══ Data ══

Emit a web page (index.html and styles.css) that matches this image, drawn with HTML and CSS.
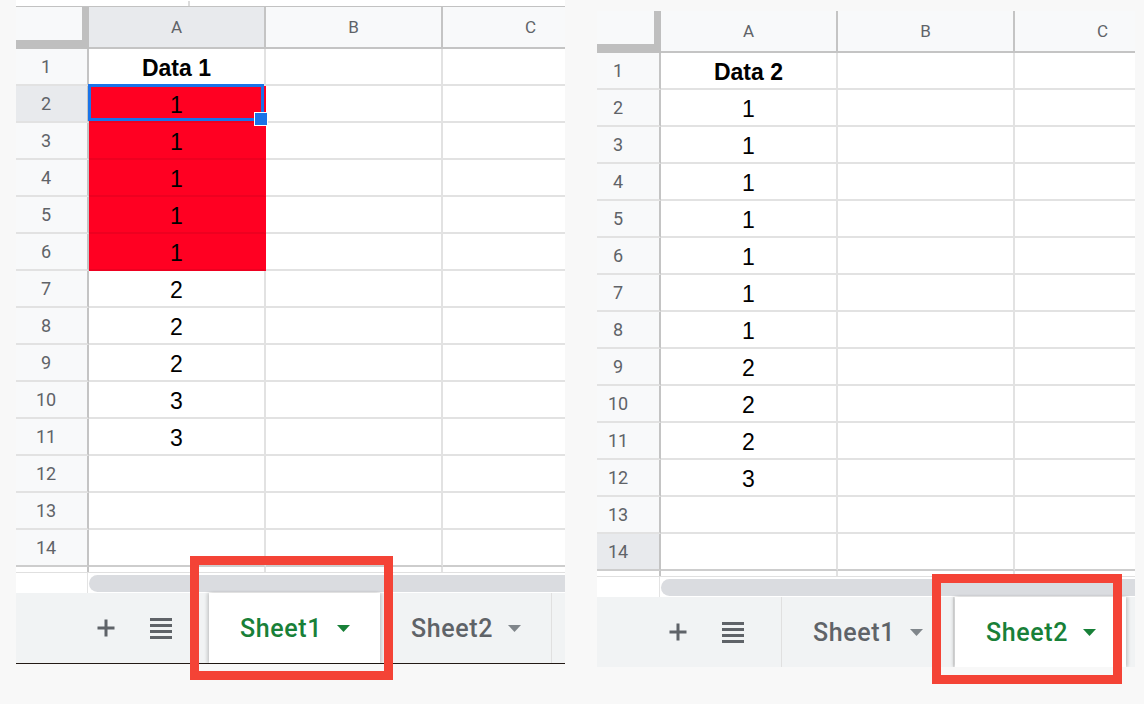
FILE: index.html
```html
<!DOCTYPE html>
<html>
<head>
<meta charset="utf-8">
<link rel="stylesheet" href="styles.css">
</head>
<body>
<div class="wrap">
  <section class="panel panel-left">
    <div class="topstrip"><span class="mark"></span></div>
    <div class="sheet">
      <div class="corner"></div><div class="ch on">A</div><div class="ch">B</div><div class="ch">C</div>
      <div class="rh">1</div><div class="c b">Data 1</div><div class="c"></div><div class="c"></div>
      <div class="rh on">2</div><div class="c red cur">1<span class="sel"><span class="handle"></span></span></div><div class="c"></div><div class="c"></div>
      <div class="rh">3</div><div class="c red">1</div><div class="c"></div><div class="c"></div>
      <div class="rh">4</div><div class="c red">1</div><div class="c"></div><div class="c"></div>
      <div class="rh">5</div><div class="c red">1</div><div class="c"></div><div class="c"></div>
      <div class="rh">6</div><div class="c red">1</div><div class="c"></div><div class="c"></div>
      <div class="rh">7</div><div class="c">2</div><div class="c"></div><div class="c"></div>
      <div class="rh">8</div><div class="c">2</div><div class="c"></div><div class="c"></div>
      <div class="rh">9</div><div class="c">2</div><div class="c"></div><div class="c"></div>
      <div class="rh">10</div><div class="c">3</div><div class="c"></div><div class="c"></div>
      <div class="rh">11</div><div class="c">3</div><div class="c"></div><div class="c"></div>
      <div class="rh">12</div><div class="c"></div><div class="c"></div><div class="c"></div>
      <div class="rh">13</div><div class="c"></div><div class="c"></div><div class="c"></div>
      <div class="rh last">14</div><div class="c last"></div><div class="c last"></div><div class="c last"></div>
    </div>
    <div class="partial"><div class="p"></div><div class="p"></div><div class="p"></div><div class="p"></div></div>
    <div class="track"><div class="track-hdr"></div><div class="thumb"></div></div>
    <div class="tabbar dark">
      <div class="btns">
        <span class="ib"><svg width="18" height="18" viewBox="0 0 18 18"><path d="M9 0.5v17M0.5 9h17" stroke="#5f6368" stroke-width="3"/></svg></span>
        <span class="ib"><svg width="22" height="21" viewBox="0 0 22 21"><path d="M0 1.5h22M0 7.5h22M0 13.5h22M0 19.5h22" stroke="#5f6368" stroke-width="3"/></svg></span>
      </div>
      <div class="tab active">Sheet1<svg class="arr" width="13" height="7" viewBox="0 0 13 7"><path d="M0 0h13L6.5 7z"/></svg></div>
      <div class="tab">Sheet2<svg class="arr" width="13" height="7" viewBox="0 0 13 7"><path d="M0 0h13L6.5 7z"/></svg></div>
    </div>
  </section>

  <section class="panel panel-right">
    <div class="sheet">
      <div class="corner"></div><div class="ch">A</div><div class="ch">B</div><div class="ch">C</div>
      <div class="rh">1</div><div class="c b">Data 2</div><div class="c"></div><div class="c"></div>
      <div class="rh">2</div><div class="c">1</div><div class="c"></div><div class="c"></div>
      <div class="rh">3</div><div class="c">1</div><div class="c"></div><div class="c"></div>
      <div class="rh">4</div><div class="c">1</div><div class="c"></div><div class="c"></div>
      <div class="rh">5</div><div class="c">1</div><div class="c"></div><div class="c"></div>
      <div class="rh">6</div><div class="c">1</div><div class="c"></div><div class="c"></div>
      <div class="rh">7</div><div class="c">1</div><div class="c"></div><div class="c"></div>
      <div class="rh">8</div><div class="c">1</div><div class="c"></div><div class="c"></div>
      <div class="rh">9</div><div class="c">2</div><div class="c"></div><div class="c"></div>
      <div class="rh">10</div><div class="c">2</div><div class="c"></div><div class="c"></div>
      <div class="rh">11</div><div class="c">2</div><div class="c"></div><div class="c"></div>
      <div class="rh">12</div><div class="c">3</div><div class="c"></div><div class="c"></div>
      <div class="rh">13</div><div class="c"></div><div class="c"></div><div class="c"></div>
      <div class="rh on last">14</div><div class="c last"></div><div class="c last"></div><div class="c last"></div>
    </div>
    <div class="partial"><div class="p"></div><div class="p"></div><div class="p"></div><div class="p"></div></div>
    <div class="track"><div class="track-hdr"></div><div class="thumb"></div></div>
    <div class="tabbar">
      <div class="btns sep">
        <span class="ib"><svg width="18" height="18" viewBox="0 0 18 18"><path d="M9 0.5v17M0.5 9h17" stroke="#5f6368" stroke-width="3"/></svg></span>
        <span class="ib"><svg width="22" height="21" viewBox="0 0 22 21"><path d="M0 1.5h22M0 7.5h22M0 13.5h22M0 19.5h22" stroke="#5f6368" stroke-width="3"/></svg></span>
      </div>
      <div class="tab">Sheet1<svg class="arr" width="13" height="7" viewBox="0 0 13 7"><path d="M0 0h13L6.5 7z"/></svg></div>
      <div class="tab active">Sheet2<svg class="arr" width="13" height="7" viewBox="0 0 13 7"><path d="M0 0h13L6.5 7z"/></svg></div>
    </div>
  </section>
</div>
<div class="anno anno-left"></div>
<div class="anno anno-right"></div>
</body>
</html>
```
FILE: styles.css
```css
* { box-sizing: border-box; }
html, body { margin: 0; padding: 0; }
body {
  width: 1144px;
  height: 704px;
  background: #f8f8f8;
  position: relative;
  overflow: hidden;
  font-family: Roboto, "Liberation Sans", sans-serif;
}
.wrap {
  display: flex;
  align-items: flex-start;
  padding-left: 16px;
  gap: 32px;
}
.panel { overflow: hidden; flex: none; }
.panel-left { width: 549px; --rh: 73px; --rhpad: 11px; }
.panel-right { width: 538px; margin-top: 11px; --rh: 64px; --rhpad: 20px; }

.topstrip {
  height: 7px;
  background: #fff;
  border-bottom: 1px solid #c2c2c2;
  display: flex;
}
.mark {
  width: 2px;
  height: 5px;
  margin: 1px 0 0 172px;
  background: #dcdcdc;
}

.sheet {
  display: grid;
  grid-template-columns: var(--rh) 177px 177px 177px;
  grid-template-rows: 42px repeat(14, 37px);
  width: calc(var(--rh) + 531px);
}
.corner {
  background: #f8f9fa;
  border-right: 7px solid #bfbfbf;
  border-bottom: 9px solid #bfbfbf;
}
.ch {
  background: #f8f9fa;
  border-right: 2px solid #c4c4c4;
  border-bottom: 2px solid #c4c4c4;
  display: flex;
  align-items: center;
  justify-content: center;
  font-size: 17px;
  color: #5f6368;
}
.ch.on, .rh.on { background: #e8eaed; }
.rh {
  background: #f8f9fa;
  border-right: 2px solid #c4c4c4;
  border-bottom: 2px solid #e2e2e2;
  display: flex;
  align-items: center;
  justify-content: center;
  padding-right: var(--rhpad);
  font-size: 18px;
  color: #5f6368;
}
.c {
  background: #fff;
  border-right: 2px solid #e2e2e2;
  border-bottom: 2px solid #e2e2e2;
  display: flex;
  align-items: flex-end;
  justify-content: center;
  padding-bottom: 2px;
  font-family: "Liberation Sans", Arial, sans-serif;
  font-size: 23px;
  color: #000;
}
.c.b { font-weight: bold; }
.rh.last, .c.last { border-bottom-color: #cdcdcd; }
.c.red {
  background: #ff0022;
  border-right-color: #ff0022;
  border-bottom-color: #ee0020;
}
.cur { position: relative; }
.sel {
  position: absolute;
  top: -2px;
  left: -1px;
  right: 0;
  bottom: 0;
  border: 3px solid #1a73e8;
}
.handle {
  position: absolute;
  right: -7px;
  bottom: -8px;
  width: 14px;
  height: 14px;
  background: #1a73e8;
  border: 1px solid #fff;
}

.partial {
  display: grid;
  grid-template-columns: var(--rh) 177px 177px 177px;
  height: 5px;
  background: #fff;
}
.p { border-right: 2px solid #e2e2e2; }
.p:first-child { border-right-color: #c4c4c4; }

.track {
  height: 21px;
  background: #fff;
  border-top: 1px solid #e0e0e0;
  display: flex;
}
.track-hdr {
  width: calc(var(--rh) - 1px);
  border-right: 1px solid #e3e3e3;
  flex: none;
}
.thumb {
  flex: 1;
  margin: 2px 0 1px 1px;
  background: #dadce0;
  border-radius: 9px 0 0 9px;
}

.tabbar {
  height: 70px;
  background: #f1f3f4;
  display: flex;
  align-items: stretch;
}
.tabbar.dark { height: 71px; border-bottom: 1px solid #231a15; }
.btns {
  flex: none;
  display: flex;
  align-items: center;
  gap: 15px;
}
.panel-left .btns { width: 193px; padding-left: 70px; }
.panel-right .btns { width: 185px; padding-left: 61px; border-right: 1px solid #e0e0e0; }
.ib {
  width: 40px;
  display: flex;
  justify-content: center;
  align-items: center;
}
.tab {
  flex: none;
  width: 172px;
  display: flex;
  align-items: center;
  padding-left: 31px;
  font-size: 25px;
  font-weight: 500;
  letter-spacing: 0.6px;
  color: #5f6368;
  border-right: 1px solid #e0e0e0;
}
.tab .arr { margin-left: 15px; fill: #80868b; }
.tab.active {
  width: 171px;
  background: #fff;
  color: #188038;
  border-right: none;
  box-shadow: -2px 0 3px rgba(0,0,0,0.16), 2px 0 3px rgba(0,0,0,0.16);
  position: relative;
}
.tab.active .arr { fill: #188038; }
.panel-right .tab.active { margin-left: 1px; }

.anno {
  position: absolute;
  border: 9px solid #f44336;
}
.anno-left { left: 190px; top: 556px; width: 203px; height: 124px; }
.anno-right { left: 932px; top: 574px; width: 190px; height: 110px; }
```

═══

What you have to do: Which lines hold the word "index"? Copy all of them.

The answer:
Emit a web page (index.html and styles.css) that matches this image, drawn with HTML and CSS.
FILE: index.html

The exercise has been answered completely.